Gateway and its students benefit from Hoppe’s many innovative ways of providing the tools to be successful at the college, career and beyond.


One of the first things he did after joining the Gateway staff was to return to Milwaukee School of Engineering and work with them to create a transfer agreement, which has become a model for other colleges. The program, known as “2 + 2,” aligns courses and competencies between Gateway and MSOE for students to earn an associate and bachelor’s degree in Electrical Engineering Technology within four years. This transfer program has been so successful, Gateway’s students now transfer into MSOE’s Electrical Engineering program. The new transfer program is a “2 + 2,” with an additional 16 credits that can be taken anytime within the four years.

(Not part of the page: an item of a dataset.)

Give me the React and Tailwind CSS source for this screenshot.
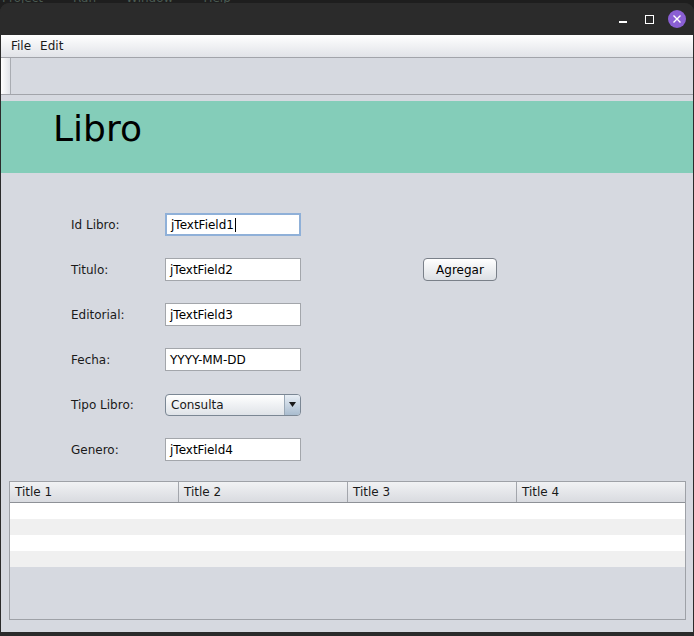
import React from "react";

const font = { fontFamily: '"DejaVu Sans", Verdana, sans-serif' };

function Field({ value, focused }) {
  return (
    <div
      className={
        "h-[23px] w-[136px] bg-white flex items-center pl-[4px] text-[12px] text-black " +
        (focused
          ? "border-2 border-[#8fb0d8]"
          : "border border-[#a3a6ab]")
      }
    >
      <span>{value}</span>
      {focused && <span className="ml-[1px] inline-block w-[1px] h-[14px] bg-black" />}
    </div>
  );
}

export default function App() {
  const labels = ["Id Libro:", "Titulo:", "Editorial:", "Fecha:", "Tipo Libro:", "Genero:"];
  return (
    <div
      className="w-[694px] h-[636px] bg-[#1e1e1e] overflow-hidden flex flex-col"
      style={font}
    >
      <div className="h-[3px] overflow-hidden text-[#4a5a52] text-[12px] leading-[12px] pl-[2px] flex gap-[30px]">
        <span className="-mt-[8px]">Project</span>
        <span className="-mt-[8px]">Run</span>
        <span className="-mt-[8px]">Window</span>
        <span className="-mt-[8px]">Help</span>
      </div>
      <div className="flex-1 flex flex-col rounded-t-[9px] overflow-hidden bg-[#2b2b2b] mx-0">
        {/* title bar */}
        <div className="h-[32px] shrink-0 bg-[#2b2b2b] flex items-center justify-end pr-[8px]">
          <div className="w-[8px] h-[1.5px] bg-white mr-[18px] mt-[6px]" />
          <div className="w-[9px] h-[9px] border-[1.5px] border-white mr-[14px]" />
          <div className="w-[18px] h-[18px] rounded-full bg-[#8a5fd4] flex items-center justify-center">
            <svg width="10" height="10" viewBox="0 0 10 10">
              <path d="M1.5 1.5 L8.5 8.5 M8.5 1.5 L1.5 8.5" stroke="white" strokeWidth="1.4" />
            </svg>
          </div>
        </div>
        <div className="flex-1 flex flex-col mx-[1px] mb-[4px] bg-[#d6d9e0]">
          {/* menu bar */}
          <div className="h-[22px] shrink-0 bg-gradient-to-b from-[#ffffff] to-[#e1e3e8] flex items-center gap-[9px] pl-[10px] text-[12px] text-[#1a1a1a]">
            <span>File</span>
            <span>Edit</span>
          </div>
          {/* toolbar */}
          <div className="h-[38px] shrink-0 border-y border-[#a2a4aa] bg-[#d6d9e0] flex">
            <div className="w-[10px] border-r border-[#a9acb2] bg-gradient-to-r from-[#ffffff] to-[#e2e4e9]" />
          </div>
          {/* banner */}
          <div className="mt-[6px] h-[72px] shrink-0 bg-[#84cdb9] flex items-start pl-[52px] pt-[6px]">
            <span className="text-[36px] leading-[44px] text-black">Libro</span>
          </div>
          {/* form */}
          <div className="pt-[40px] pl-[70px] flex flex-col gap-[22px] text-[12px] text-[#1a1a1a]">
            {labels.map((l, i) => (
              <div key={l} className="flex items-center h-[23px]">
                <div className="w-[94px]">{l}</div>
                {i === 4 ? (
                  <div className="h-[22px] w-[136px] rounded-[4px] border border-[#7b8794] bg-gradient-to-b from-[#ffffff] to-[#dfe3e8] flex items-center overflow-hidden">
                    <span className="pl-[5px] flex-1">Consulta</span>
                    <div className="w-[16px] h-full border-l border-[#9aa8b6] bg-gradient-to-b from-[#e8eef5] to-[#a9bccf] flex items-center justify-center">
                      <svg width="7" height="5" viewBox="0 0 7 5">
                        <path d="M0 0 L7 0 L3.5 5 Z" fill="#1a1a1a" />
                      </svg>
                    </div>
                  </div>
                ) : (
                  <Field
                    value={["jTextField1", "jTextField2", "jTextField3", "YYYY-MM-DD", "", "jTextField4"][i]}
                    focused={i === 0}
                  />
                )}
                {i === 1 && (
                  <div className="ml-[122px] h-[23px] w-[74px] rounded-[4px] border border-[#7a8089] bg-gradient-to-b from-[#ffffff] to-[#dcdfe4] flex items-center justify-center text-[12px] text-black">
                    Agregar
                  </div>
                )}
              </div>
            ))}
          </div>
          {/* table */}
          <div className="mt-[20px] ml-[8px] w-[677px] h-[139px] border border-[#9ea1a7] flex flex-col bg-[#d6d9e0]">
            <div className="h-[21px] shrink-0 flex border-b border-[#8e9197] bg-gradient-to-b from-[#f1f2f4] to-[#d9dbe0] text-[12px] text-[#1a1a1a]">
              {["Title 1", "Title 2", "Title 3", "Title 4"].map((t, i) => (
                <div
                  key={t}
                  className={"w-[169px] flex items-center pl-[5px] " + (i < 3 ? "border-r border-[#a3a6ac]" : "flex-1")}
                >
                  {t}
                </div>
              ))}
            </div>
            <div className="h-[16px] bg-white" />
            <div className="h-[16px] bg-[#f0f0f0]" />
            <div className="h-[16px] bg-white" />
            <div className="h-[16px] bg-[#f0f0f0]" />
          </div>
        </div>
      </div>
    </div>
  );
}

He helped introduce the Biomedical Engineering track to Gateway’s Electrical Engineering program, providing the skills for this in-demand career field. Gateway’s Biomedical program transfers into Marquette’s Biomedical Engineering program. He helped forge an agreement with area manufacturers to provide for 30 paid internships leading to a job upon graduation. Hoppe has helped many female students fight the stigma of women in engineering, encouraging them to succeed in class and career.


And, finally, Hoppe has contributed financially to help students through a Foundation scholarship. Hoppe and his wife established the Patrick and Rosemary Hoppe scholarship to help Electrical Engineering Technology students pay for their education.


“We have raised the bar for what we expect at the associate level and created an atmosphere that fosters success,” Hoppe explained. “Our students rise to the occasion. Employers are waiting for them to graduate and offer them jobs right away.”


Hoppe's path to becoming a college instructor began the way many of his students' career paths begin. His plans out of high school included working for an area manufacturer – but not going to college.


A few years later, though, the plant abruptly closed, and Hoppe sought a way to find the skills to gain a career and support a family. It was then he first turned to technical education, enrolling in biomedical electronics. Hoppe had always liked taking things apart and had learned some things from his father who was an electrician.


“At MATC I learned that I enjoyed learning and I liked electronics,” Hoppe stated. Hoppe graduated with honors and landed a job at a hospital right away. He wanted to learn more and become a biomedical engineer. Hoppe enrolled at MSOE. Unfortunately, there was no transfer agreement between MATC and MSOE at the time so he had to start over again. It took five years to earn a bachelor’s of science degree while working nights at a Milwaukee hospital.


Next, Hoppe earned a master’s degree in perfusion at MSOE. This new program trained biomedical engineers to work with the heart and lung bypass machines used during heart surgeries. As a working student himself, Hoppe understands what it takes to balance college, family, and a full time job.


“When I needed a career, MATC was there for me and really made a difference in my life. I am trying to do the same for students who come to Gateway.”